6. Bake Your Cookies:

Now it’s time to bake! Place the baking sheets in the preheated oven for 10-12 minutes, or until the cookies are set and cracked on top but still soft in the center. Remember, they will firm up as they cool!

7. Cool and Enjoy:

Once baked, let the cookies sit on the baking sheets for about 5 minutes before carefully transferring them to wire racks to cool completely. Enjoy these delightful, chocolatey gingerbread cookies, either warm or cooled, with a sprinkle of sugar on top!
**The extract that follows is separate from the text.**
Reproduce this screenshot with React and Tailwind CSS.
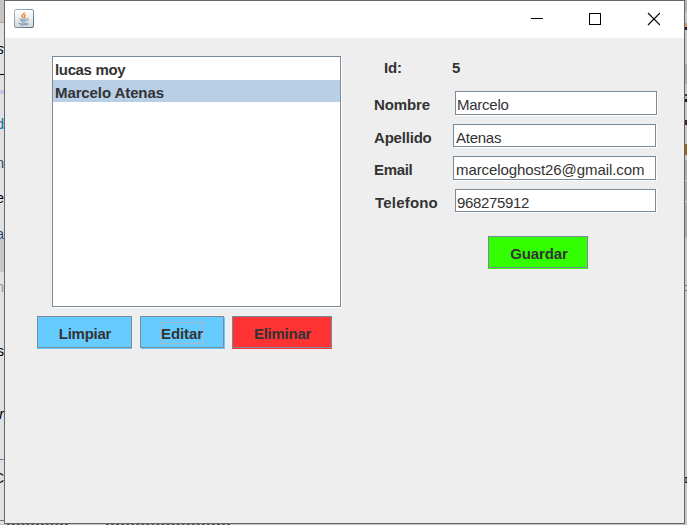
const leftStrip = [
  { h: 'h-[22px]', look: 'bg-[#c4c4c4]' },
  { h: 'h-px', look: 'bg-[#a8a8a8]' },
  { h: 'h-[51px]', look: 'pt-[17px] text-black italic', text: 's' },
  { h: 'h-px', look: 'bg-black' },
  { h: 'h-[15px]', look: '' },
  { h: 'h-[4px]', look: 'bg-[#c4c4e4]' },
  { h: 'h-[48px]', look: 'pt-[21px] text-[#126a9c]', text: 'd' },
  { h: 'h-[44px]', look: 'pt-[12px] text-[#24466c]', text: 'n' },
  { h: 'h-[30px]', look: 'pt-[3px] text-black', text: 'e' },
  { h: 'h-[23px]', look: 'pt-[9px] text-[#24466c]', text: 'a' },
  { h: 'h-[33px]', look: 'bg-[#c5c7c8]' },
  { h: 'h-[48px]', look: 'pt-[6px] text-[#a09088]', text: 'n' },
  { h: 'h-[60px]', look: 'pt-[22px] text-black', text: 's' },
  { h: 'h-[50px]', look: 'pt-[25px] text-black italic', text: 'r' },
  { h: 'h-[30px]', look: 'pt-[16px] text-[#98639b]', text: 'L' },
  { h: 'h-[60px]', look: 'pt-[9px] text-black', text: 'C' },
  { h: 'h-px', look: 'bg-[#777]' },
];

const rightStrip = [
  'h-[12px] bg-[#b5b5b5]',
  'h-[11px]',
  'h-[4px] bg-[#d49a68]',
  'h-[3px] bg-[#241632]',
  'h-[34px]',
  'h-[20px] bg-[#aaa]',
  'h-[10px]',
  'h-[2px] bg-[#403238]',
  'h-[3px] bg-[#c0aaa0]',
  'h-[3px] bg-[#201828]',
  'h-[18px]',
  'h-[5px] bg-[#40291f]',
  'h-[19px]',
  'h-[11px] bg-[#9b641d]',
  'h-[5px]',
  'h-[20px] bg-[#adadad]',
  'h-px bg-[#d4d4d4]',
  'h-[20px] bg-[#adadad]',
  'h-px bg-[#d4d4d4]',
  'h-[36px] bg-[#adadad]',
  'h-[47px]',
  'h-px bg-[#777]',
  'h-[4px]',
  'h-px bg-[#777]',
  'h-[186px]',
  'h-[6px] border-y border-[#222240] bg-[#8a7260]',
];

const fields = [
  { label: 'Nombre', value: 'Marcelo', row: 'h-[33px]', labelLook: 'tracking-[-0.1px]', box: 'w-[202px] h-[24px] mr-[27px]', text: 'pl-px tracking-[-0.25px]' },
  { label: 'Apellido', value: 'Atenas', row: 'h-[32px]', labelLook: 'tracking-[-0.2px]', box: 'w-[203px] h-[23px] mr-[28px]', text: 'pl-[2px] tracking-[-0.25px]' },
  { label: 'Email', value: 'marceloghost26@gmail.com', row: 'h-[33px]', labelLook: 'tracking-[-0.35px]', box: 'w-[203px] h-[24px] mr-[28px]', text: 'pl-[2px] tracking-[-0.08px]' },
  { label: 'Telefono', value: '968275912', row: 'h-[33px]', labelLook: 'pl-px tracking-[0.2px]', box: 'w-[201px] h-[23px] mr-[28px]', text: 'pl-px tracking-[-0.35px]' },
];

function LeftStrip() {
  return (
    <div className="flex w-[4px] flex-col overflow-hidden bg-[#dfe1e2] text-[14px] leading-[18px]">
      {leftStrip.map((band, i) => (
        <div key={i} className={`flex shrink-0 justify-end ${band.h} ${band.look}`}>
          {band.text}
        </div>
      ))}
    </div>
  );
}

function RightStrip() {
  return (
    <div className="flex w-[2px] flex-col overflow-hidden bg-[#c8c8c8]">
      {rightStrip.map((band, i) => (
        <div key={i} className={`shrink-0 ${band}`} />
      ))}
    </div>
  );
}

function JavaIcon() {
  return (
    <svg className="ml-[9px] mt-[8px]" width="20" height="19" viewBox="0 0 20 19" fill="none">
      <defs>
        <linearGradient id="tile" x1="0" y1="0" x2="0" y2="1">
          <stop offset="0" stopColor="#fff" />
          <stop offset="1" stopColor="#d5dadd" />
        </linearGradient>
        <linearGradient id="edge" x1="0" y1="0" x2="1" y2="1">
          <stop offset="0" stopColor="#a9b8c3" />
          <stop offset="1" stopColor="#506f86" />
        </linearGradient>
      </defs>
      <rect x=".5" y=".5" width="19" height="18" rx="1.5" fill="url(#tile)" stroke="url(#edge)" />
      <path d="M10.300 3.500c.5 1.800-3.300 2.300-2.300 3.900L9.300 9M11.600 5.600c-2 1-.2 1.700-1.400 3.200" stroke="#ed7d2b" strokeWidth="1.400" />
      <path d="M5.500 9.700c1 .8 5.500.8 7 0M6.200 11.200c1 .8 4.500.8 6 0M7.200 12.800c1 .6 3.400.6 4.500 0M12.700 9.800c2.500-.7 2.200 1.600-.2 2.200M4.500 13.600c-1 1.700 8.500 1.800 9.700.2M6 15.900c3 .3 6 .1 8.500-.8" stroke="#6a8cab" strokeWidth=".9" />
    </svg>
  );
}

function TitleBar() {
  return (
    <div className="flex h-[37px] items-start bg-white">
      <JavaIcon />
      <svg className="ml-auto mr-[24px] mt-[11px]" width="130" height="14" viewBox="0 0 130 14" fill="none" stroke="#000" shapeRendering="crispEdges">
        <path d="M1 6.5h12M59.500 1.500h11v11h-11z" />
        <path d="M118 1l12 12M130 1l-12 12" strokeWidth="1.100" shapeRendering="auto" />
      </svg>
    </div>
  );
}

function Field({ field }) {
  return (
    <div className={`flex items-start justify-between ${field.row}`}>
      <span className={`whitespace-nowrap pt-[2px] font-bold leading-[23px] ${field.labelLook}`}>{field.label}</span>
      <div className={`border border-[#7a8a99] bg-white shadow-[1px_1px_0_#fff] ${field.box}`}>
        <span className={`block whitespace-nowrap pt-px leading-[23px] ${field.text}`}>{field.value}</span>
      </div>
    </div>
  );
}

function Button({ children, className }) {
  return (
    <button className={`h-[32px] border border-[#7a8a99] pt-[2px] text-center font-bold leading-[23px] ${className}`}>
      {children}
    </button>
  );
}

export default function App() {
  return (
    <div className="flex h-[525px] w-[687px] flex-col overflow-hidden font-['Liberation_Sans',Arial,sans-serif] text-[15px] text-[#333]">
      <div className="flex h-[524px]">
        <LeftStrip />
        <div className="w-[681px] border border-[#666] bg-[#eee]">
          <TitleBar />
          <div className="flex pt-[18px]">
            <div className="flex w-[369px] flex-col gap-[9px] pl-[32px]">
              <div className="ml-[15px] h-[251px] w-[289px] border border-[#7a8a99] bg-white font-bold shadow-[1px_1px_0_#fff]">
                <div className="h-[23px] pl-[2px] pt-px leading-[23px] tracking-[-0.35px]">lucas moy</div>
                <div className="h-[22px] bg-[#b8cfe5] pl-[2px] pt-px leading-[23px] tracking-[-0.1px]">Marcelo Atenas</div>
              </div>
              <div className="flex gap-[8px]">
                <Button className="w-[95px] bg-[#66ccff] pl-px tracking-[-0.25px] shadow-[0_1px_0_#66ccff]">Limpiar</Button>
                <Button className="w-[84px] bg-[#66ccff] tracking-[-0.1px] shadow-[1px_1px_0_#66ccff]">
                  <span className="inline-block h-[22px] border border-[#a3b8cc] leading-[21px]">Editar</span>
                </Button>
                <Button className="w-[100px] bg-[#ff3333] pl-px tracking-[-0.25px] shadow-[0_1px_0_#ff3333]">Eliminar</Button>
              </div>
            </div>
            <div className="w-[310px]">
              <div className="flex h-[35px] pl-[10px] font-bold leading-[23px]">
                <span className="w-[68px] tracking-[-0.2px]">Id:</span>
                <span>5</span>
              </div>
              {fields.map((field) => (
                <Field key={field.label} field={field} />
              ))}
              <div className="pl-[114px] pt-[14px]">
                <Button className="w-[100px] bg-[#33ff00] pl-[2px] tracking-[-0.1px] shadow-[0_1px_0_#33ff00]">Guardar</Button>
              </div>
            </div>
          </div>
        </div>
        <RightStrip />
      </div>
      <div className="flex h-px gap-[38px] bg-[#c4c4c4] pl-[7px]">
        <div className="w-[61px] border-t border-dashed border-[#555]" />
        <div className="w-[124px] border-t border-dashed border-[#555]" />
      </div>
    </div>
  );
}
Can I Use Whole Wheat Flour Instead of All-Purpose Flour?

Yes, you can substitute whole wheat flour for all-purpose flour! Keep in mind that this may give the cookies a denser texture, so you might want to start with a mix of half whole wheat and half all-purpose to see how it turns out.

How Should I Store Leftover Cookies?

Store any leftover cookies in an airtight container at room temperature for up to 5 days. If you want them to last longer, you can freeze them for up to 3 months! Just make sure to place a piece of parchment paper between layers to prevent sticking.

Can I Add Other Ingredients Like Chocolate Chips or Nuts?

Absolutely! Adding chocolate chips, chopped nuts, or even dried fruit can enhance the flavor and texture of your cookies. Just be sure to adjust the baking time slightly if you add a lot of extra ingredients.

How Do I Ensure My Cookies Don’t Spread Too Much?

To prevent spreading, make sure your butter is softened but not melted—room temperature is perfect. Also, chilling the dough for 30 minutes before baking can help maintain their shape during baking.